Manual J Load Calculator
Simplified ACCA Manual J for residential cooling and heating load. Enter climate zone, floor area, ceiling height, window area and direction, insulation, and occupants. Returns BTU/h and suggested tonnage.
HVAC Toolkit runs this math at zero bars
Why these formulas work
Every envelope load on this page reduces to the heat-transfer first
principle Q_envelope = U · A · ΔT, where U is
the assembly conductance (BTU/h·ft²·°F), A is the surface area
(ft²), and ΔT is the indoor–outdoor design temperature
difference (°F). The envelope coefficient used in the calculator —
area × (ΔT / 15) × insulation_factor — is U·A·ΔT with
U folded into a lumped per-square-foot proxy. The divisor 15
corresponds to a typical wall U·A factor for code-compliant 2×4 + R-13
construction (walls + ceiling + floor + infiltration averaged) at the
"average" insulation case; the insulation_factor
(0.65 excellent → 1.3 poor) scales U up or down for tighter or
looser envelopes. Window terms keep U·A·ΔT explicit (200 sf × 18°F ×
1.15 direction = 4,140 BTU/h cooling) because glazing dominates
fenestration load.
Total cooling demand also splits into Q_total = Q_sensible + Q_latent (dry-bulb heat removal plus moisture removal). This tool reports total cooling and assumes a 0.6 sensible-heat-ratio / indoor 50% RH for the latent fraction; for very humid coastal climates or high-occupancy spaces, run a full Manual J that splits the two explicitly so Manual S can match equipment SHR.

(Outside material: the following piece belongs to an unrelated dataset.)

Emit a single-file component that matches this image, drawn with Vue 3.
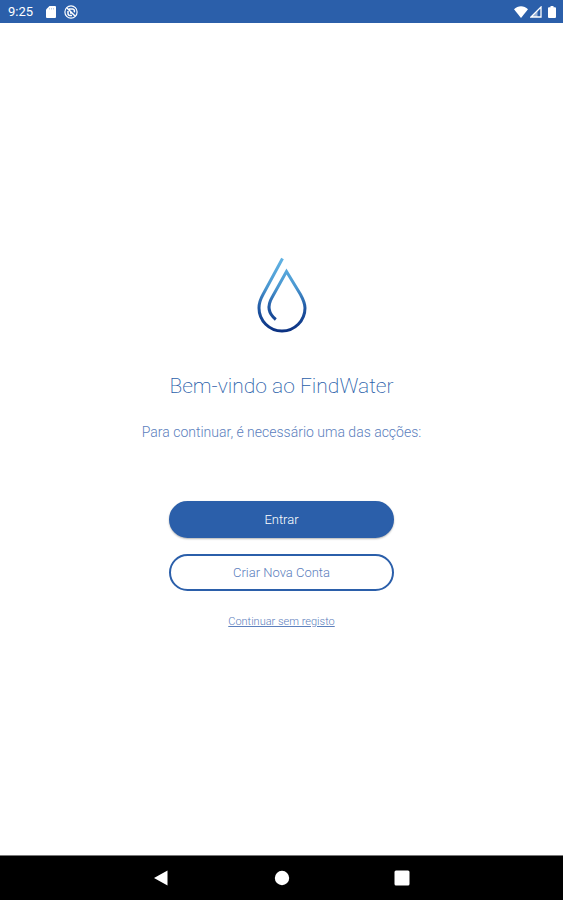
<template>
  <div class="screen">
    <header class="status-bar">
      <div class="status-group">
        <span class="clock">9:25</span>
        <svg class="icon-card" viewBox="0 0 10 12" width="10" height="12">
          <path d="M3.5 0H9a1 1 0 0 1 1 1v10a1 1 0 0 1-1 1H1a1 1 0 0 1-1-1V3.5z" fill="#fff" />
          <path d="M3.500 2v1.500M5.500 2v1.500M7.500 2v1.500" stroke="#8fb0dc" stroke-width="0.6" />
        </svg>
        <svg viewBox="0 0 14 14" width="14" height="14" fill="none" stroke="#fff">
          <circle cx="7" cy="7" r="6.100" stroke-width="1.200" />
          <path d="M3 3l8 8M5 4h3.500a2 2 0 0 1 1.500 3.300M4 6v2.500a2 2 0 0 0 2 2h2M6 8h1.500" stroke-width="1.500" />
        </svg>
      </div>
      <div class="status-group status-right">
        <svg viewBox="0 0 14 12" width="14" height="12">
          <path d="M7 12L0 3.200C4 -0.700 10 -0.700 14 3.200z" fill="#fff" />
        </svg>
        <svg viewBox="0 0 12 12" width="12" height="12">
          <path d="M11 1v10H1z" fill="none" stroke="#fff" stroke-width="1.300" />
          <path d="M7.500 5v6H1z" fill="#fff" fill-opacity="0.5" />
        </svg>
        <svg class="icon-battery" viewBox="0 0 8 12" width="8" height="12">
          <path d="M2.500 0h3v1.200H7a1 1 0 0 1 1 1V11a1 1 0 0 1-1 1H1a1 1 0 0 1-1-1V2.200a1 1 0 0 1 1-1h1.500z" fill="#fff" />
        </svg>
      </div>
    </header>

    <main class="welcome">
      <svg class="logo" viewBox="0 0 50 76" width="50" height="76" fill="none">
        <defs>
          <linearGradient id="drop" gradientUnits="userSpaceOnUse" x1="0" y1="0" x2="0" y2="76">
            <stop offset="0" stop-color="#62b4e4" />
            <stop offset="0.4" stop-color="#4a97d0" />
            <stop offset="0.68" stop-color="#1f56a2" />
            <stop offset="1" stop-color="#0a2f80" />
          </linearGradient>
        </defs>
        <path
          d="M25.500 1.500L6 37.500C3.200 42.500 2 46 2 51A23 23 0 0 0 48 51C48 46 46.200 42.500 43.500 37.500L29.500 14.500L15 40.500C9.500 50 12 57 18.800 62.500"
          stroke="url(#drop)"
          stroke-width="3"
        />
      </svg>
      <h1 class="title">Bem-vindo ao FindWater</h1>
      <p class="subtitle">Para continuar, é necessário uma das acções:</p>
      <div class="actions">
        <button type="button" class="btn btn-primary">Entrar</button>
        <button type="button" class="btn btn-outline">Criar Nova Conta</button>
      </div>
      <a href="#" class="skip">Continuar sem registo</a>
    </main>

    <nav class="nav-bar">
      <button type="button" class="nav-btn" aria-label="Voltar">
        <svg viewBox="0 0 16 16" width="16" height="16"><path d="M13.500 0.500v15L0 8z" fill="#fff" /></svg>
      </button>
      <button type="button" class="nav-btn" aria-label="Início">
        <svg viewBox="0 0 16 16" width="16" height="16"><circle cx="8" cy="8" r="7.200" fill="#fff" /></svg>
      </button>
      <button type="button" class="nav-btn" aria-label="Recentes">
        <svg viewBox="0 0 16 16" width="16" height="16"><rect x="0.500" y="0.500" width="15" height="15" rx="1.500" fill="#fff" /></svg>
      </button>
    </nav>
  </div>
</template>

<script setup>
</script>

<style>
body {
  margin: 0;
}
</style>

<style scoped>
.screen {
  display: flex;
  flex-direction: column;
  min-height: 100vh;
  background: #fff;
  color: #2b5faa;
  font-family: Roboto, "Liberation Sans", sans-serif;
  font-weight: 300;
}

svg {
  display: block;
}

.status-bar {
  display: flex;
  justify-content: space-between;
  align-items: center;
  box-sizing: border-box;
  height: 23px;
  padding: 0 7px 0 8px;
  background: #2b5faa;
  color: #fff;
}

.status-group {
  display: flex;
  align-items: center;
}

.status-right {
  gap: 2px;
}

.clock {
  font-size: 13px;
  line-height: 24px;
  font-weight: 400;
}

.icon-card {
  margin: 0 8px 0 13px;
}

.icon-battery {
  margin-left: 4px;
}

.welcome {
  flex: 1;
  display: flex;
  flex-direction: column;
  align-items: center;
  justify-content: center;
  padding-top: 8px;
}

.title {
  margin: 41px 0 0;
  font-size: 21px;
  line-height: 24px;
  font-weight: 200;
}

.subtitle {
  margin: 24px 0 0;
  color: #5c80bd;
  font-size: 14px;
  line-height: 20px;
}

.actions {
  display: flex;
  flex-direction: column;
  gap: 16px;
  width: 40%;
  margin-top: 59px;
}

.btn {
  box-sizing: border-box;
  height: 37px;
  padding: 0;
  border: 2px solid #2b5faa;
  border-radius: 19px;
  font: inherit;
  font-size: 13px;
}

.btn-primary {
  background: #2b5faa;
  color: #fff;
  box-shadow: 0 1px 2px rgba(0, 0, 0, 0.3);
}

.btn-outline {
  background: #fff;
  color: #5c80bd;
}

.skip {
  margin-top: 23px;
  color: #5c80bd;
  font-size: 11px;
  line-height: 16px;
}

.nav-bar {
  display: flex;
  justify-content: center;
  align-items: center;
  gap: 104px;
  box-sizing: border-box;
  height: 45px;
  border-top: 1px solid #777;
  background: #000;
}

.nav-btn {
  padding: 0;
  border: 0;
  background: none;
}
</style>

Valid range: reliable to ±10–20% for 800–4,000 sq ft single-family detached homes in IECC zones 1–8 with conventional construction. Outside that envelope — multi-family stacks, mixed-use, additions onto leaky pre-1980 stock, ICF / SIPs / passive-house assemblies, or homes with dominant unilateral glazing — model rooms individually in a full Manual J. Sizing errors here cause comfort callbacks: oversized cooling leaves humidity behind, undersized heating loses on the design day.
Worked example
2,000 sq ft single-family, Zone 4 Baltimore, 8 ft ceilings, 200 sq ft of south-facing glazing, average insulation, 4 occupants.
Climate-zone design temperatures
| Zone | City | Cool design (°F) | Heat design (°F) | CDD | HDD |
|---|---|---|---|---|---|
| 1 | Miami | 91 | 47 | 4,500 | 100 |
| 2 | Houston | 96 | 28 | 3,000 | 1,400 |
| 3 | Atlanta | 92 | 23 | 1,800 | 3,000 |
| 4 | Baltimore | 93 | 13 | 1,200 | 4,300 |
| 5 | Chicago | 91 | −3 | 900 | 6,200 |
| 6 | Minneapolis | 89 | −12 | 700 | 8,200 |
| 7 | Duluth | 85 | −18 | 500 | 10,000 |
| 8 | Fairbanks | 78 | −40 | 200 | 14,000 |
Common mistakes
- Optimistic insulation rating. Attic bypasses, thermal bridging, and air leakage can turn nominal R-19 walls into effective R-10. Do not pick "good" without a blower-door result to back it up.
- Ignoring orientation. A 400 sq ft west window drives more cooling load than a 400 sq ft south window. Our direction factor captures this — set it honestly.
- Rounding tonnage up twice. Calculated 1.7 tons → 2-ton unit is correct. Jumping to 2.5 tons guarantees short-cycling and humidity problems.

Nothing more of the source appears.